**WRITTEN INSTRUCTION**.
From the listing below, select every line where the word "that" appears.

--- Begin DATA EXCERPT ---

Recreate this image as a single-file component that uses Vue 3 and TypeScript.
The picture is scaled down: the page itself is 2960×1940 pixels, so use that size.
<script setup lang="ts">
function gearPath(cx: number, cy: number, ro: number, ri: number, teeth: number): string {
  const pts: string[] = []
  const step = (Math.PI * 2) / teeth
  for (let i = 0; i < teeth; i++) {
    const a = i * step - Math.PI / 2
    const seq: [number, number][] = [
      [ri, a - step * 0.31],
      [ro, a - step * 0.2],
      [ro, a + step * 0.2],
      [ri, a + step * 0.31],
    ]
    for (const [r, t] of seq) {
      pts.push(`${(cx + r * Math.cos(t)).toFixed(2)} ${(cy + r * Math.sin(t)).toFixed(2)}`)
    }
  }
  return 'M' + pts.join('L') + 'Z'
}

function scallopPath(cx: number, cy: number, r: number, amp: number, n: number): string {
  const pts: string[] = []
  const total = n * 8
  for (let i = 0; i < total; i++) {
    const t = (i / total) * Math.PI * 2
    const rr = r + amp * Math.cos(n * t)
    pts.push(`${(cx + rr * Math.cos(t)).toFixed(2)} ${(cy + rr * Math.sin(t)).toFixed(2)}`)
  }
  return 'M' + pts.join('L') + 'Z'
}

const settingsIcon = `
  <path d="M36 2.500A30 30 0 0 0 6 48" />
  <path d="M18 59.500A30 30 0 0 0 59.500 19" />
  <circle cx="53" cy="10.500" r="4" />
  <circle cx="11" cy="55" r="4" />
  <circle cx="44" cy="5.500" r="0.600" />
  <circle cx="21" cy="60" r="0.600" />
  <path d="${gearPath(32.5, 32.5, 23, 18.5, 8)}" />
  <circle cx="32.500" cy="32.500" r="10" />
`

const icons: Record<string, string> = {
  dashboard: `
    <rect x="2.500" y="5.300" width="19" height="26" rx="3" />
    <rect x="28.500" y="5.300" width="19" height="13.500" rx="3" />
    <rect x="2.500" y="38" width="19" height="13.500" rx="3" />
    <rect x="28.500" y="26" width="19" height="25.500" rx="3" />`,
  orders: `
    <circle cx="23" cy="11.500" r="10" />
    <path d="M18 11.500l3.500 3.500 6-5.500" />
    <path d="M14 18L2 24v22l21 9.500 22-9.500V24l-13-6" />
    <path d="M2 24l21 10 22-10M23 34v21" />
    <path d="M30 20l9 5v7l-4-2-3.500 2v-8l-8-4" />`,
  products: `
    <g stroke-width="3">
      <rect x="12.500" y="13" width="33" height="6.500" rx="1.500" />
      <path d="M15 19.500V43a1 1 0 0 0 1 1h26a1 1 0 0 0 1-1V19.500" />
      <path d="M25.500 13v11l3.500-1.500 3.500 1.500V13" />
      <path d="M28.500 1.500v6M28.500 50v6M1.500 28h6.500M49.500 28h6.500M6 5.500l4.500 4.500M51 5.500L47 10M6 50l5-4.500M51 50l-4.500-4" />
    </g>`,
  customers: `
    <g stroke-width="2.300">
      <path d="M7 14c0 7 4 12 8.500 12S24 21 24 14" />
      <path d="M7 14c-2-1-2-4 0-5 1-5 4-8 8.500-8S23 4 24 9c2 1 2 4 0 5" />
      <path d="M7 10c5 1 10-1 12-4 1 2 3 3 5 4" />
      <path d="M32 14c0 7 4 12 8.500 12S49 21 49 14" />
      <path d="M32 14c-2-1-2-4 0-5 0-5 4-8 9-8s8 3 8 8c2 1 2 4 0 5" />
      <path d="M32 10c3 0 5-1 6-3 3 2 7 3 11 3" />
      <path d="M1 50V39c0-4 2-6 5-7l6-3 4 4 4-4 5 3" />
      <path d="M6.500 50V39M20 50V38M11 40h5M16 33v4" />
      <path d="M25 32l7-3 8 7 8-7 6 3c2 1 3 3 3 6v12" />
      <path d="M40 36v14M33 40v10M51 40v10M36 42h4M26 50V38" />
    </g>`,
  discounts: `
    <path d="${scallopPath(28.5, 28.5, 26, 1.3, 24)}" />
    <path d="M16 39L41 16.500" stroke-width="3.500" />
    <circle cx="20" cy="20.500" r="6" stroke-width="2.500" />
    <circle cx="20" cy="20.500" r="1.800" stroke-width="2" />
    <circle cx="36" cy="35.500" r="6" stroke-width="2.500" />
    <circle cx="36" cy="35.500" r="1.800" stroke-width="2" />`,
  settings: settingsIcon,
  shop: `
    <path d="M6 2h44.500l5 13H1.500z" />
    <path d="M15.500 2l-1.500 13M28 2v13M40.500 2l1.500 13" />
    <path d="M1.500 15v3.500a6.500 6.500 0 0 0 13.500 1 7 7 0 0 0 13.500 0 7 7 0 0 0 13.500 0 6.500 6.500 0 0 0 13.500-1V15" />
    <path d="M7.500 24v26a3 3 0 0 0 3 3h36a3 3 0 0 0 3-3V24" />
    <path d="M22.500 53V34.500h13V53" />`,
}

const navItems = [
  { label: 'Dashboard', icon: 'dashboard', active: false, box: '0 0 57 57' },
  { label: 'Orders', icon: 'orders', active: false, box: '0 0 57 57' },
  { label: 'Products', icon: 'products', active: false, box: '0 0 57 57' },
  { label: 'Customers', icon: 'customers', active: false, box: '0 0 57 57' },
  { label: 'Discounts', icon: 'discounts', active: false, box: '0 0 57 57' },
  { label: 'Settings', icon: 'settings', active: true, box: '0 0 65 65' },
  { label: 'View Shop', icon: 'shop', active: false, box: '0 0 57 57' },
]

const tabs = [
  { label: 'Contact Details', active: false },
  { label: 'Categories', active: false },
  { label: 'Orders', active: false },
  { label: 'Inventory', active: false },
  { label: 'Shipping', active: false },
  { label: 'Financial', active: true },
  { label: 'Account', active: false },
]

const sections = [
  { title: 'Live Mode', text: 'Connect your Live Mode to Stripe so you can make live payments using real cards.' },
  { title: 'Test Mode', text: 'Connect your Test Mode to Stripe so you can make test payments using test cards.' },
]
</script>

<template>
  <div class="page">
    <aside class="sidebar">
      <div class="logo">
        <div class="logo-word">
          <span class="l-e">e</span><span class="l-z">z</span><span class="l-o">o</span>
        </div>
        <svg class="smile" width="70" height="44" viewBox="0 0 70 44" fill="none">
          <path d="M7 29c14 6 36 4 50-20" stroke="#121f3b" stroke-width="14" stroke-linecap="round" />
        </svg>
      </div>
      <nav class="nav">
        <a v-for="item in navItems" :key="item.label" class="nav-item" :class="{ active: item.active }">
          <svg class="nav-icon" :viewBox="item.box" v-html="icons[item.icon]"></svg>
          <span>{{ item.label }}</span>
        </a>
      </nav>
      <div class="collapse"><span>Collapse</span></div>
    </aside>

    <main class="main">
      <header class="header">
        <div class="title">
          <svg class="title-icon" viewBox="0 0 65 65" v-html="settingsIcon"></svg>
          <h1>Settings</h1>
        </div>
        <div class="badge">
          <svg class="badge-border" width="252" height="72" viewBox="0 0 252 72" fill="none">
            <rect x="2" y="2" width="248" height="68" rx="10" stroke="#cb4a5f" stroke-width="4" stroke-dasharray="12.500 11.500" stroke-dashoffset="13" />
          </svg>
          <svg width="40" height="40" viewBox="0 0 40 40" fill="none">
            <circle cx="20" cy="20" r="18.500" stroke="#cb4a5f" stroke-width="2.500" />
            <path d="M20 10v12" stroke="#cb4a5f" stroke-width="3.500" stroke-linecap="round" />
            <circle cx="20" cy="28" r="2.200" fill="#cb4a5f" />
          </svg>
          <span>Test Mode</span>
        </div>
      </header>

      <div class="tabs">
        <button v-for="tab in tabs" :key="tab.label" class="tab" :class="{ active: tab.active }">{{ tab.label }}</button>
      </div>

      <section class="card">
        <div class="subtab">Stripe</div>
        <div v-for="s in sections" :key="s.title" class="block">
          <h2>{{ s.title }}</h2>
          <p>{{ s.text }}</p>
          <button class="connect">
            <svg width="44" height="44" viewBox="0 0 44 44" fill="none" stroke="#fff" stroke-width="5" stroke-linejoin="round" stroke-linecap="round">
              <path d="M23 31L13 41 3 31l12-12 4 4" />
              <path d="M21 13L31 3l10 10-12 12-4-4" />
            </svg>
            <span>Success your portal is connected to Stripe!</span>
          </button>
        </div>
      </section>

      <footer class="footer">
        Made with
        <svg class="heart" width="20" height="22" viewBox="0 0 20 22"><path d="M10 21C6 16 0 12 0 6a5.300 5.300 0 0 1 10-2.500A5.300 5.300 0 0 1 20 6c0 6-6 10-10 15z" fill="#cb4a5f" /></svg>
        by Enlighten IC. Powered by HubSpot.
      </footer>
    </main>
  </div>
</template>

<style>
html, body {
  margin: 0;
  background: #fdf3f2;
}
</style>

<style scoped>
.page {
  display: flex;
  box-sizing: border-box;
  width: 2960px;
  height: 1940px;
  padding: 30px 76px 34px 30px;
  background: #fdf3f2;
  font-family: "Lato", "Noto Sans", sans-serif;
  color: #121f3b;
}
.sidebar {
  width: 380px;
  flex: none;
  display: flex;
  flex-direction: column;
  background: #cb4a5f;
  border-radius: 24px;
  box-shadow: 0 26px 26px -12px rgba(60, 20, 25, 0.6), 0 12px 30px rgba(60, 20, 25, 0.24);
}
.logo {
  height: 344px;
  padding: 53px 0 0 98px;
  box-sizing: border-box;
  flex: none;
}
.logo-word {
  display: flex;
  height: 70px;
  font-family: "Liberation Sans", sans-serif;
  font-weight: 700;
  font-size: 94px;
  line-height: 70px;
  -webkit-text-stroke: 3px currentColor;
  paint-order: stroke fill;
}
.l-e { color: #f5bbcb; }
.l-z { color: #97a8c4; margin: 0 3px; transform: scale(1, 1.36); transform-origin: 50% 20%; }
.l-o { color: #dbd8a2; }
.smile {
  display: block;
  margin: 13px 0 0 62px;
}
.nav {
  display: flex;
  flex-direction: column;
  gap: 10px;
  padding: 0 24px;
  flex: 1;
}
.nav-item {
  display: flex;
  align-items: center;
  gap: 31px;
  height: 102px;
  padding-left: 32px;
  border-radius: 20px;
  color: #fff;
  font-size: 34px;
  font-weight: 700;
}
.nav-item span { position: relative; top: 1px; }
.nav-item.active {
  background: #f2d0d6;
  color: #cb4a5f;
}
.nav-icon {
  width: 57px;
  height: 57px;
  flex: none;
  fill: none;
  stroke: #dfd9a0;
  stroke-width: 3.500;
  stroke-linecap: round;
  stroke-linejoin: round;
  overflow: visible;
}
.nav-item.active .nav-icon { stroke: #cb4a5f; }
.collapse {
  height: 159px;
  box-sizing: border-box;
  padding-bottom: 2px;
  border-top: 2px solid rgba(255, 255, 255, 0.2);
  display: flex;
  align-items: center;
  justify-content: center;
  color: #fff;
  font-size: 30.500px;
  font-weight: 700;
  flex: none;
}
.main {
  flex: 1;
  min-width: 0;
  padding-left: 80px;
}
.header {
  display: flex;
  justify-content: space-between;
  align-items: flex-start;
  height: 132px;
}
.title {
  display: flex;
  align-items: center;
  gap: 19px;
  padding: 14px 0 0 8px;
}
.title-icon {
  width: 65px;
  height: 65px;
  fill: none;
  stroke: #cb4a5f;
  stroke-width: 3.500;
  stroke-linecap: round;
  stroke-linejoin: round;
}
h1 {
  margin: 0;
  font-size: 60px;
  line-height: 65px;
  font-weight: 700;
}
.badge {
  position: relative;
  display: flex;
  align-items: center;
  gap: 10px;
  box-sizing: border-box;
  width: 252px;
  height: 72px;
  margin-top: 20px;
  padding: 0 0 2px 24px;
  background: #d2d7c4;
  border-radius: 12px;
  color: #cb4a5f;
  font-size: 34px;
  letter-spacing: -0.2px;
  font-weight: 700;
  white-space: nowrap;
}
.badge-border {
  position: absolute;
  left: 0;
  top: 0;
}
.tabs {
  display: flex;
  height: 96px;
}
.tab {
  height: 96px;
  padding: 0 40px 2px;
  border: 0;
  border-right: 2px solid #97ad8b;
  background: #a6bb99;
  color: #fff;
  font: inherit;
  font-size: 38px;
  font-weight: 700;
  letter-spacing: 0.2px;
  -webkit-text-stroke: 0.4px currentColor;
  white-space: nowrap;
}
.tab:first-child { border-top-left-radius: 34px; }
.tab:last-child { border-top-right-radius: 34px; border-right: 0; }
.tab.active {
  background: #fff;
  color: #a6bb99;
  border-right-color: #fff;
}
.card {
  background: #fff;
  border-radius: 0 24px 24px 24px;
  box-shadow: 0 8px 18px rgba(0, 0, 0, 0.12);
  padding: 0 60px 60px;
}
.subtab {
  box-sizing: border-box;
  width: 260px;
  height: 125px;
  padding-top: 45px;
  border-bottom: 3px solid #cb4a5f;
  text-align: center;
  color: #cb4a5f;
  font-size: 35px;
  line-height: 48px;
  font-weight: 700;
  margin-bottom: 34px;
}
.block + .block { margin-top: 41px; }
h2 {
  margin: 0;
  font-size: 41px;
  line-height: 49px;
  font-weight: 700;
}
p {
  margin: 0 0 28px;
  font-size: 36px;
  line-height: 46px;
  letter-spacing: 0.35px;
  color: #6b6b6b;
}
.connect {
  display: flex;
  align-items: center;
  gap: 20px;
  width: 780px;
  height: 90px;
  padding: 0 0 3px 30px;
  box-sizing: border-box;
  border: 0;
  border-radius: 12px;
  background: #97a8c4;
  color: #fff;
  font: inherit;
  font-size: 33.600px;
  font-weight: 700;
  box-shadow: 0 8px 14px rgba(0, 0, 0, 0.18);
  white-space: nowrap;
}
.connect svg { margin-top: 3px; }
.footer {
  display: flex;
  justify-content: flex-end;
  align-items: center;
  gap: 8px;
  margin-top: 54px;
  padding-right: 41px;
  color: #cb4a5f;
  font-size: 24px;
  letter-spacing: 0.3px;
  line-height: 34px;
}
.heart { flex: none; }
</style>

--- End DATA EXCERPT ---

**TASK SOLUTION**.
Recreate this image as a single-file component that uses Vue 3 and TypeScript.
The picture is scaled down: the page itself is 2960×1940 pixels, so use that size.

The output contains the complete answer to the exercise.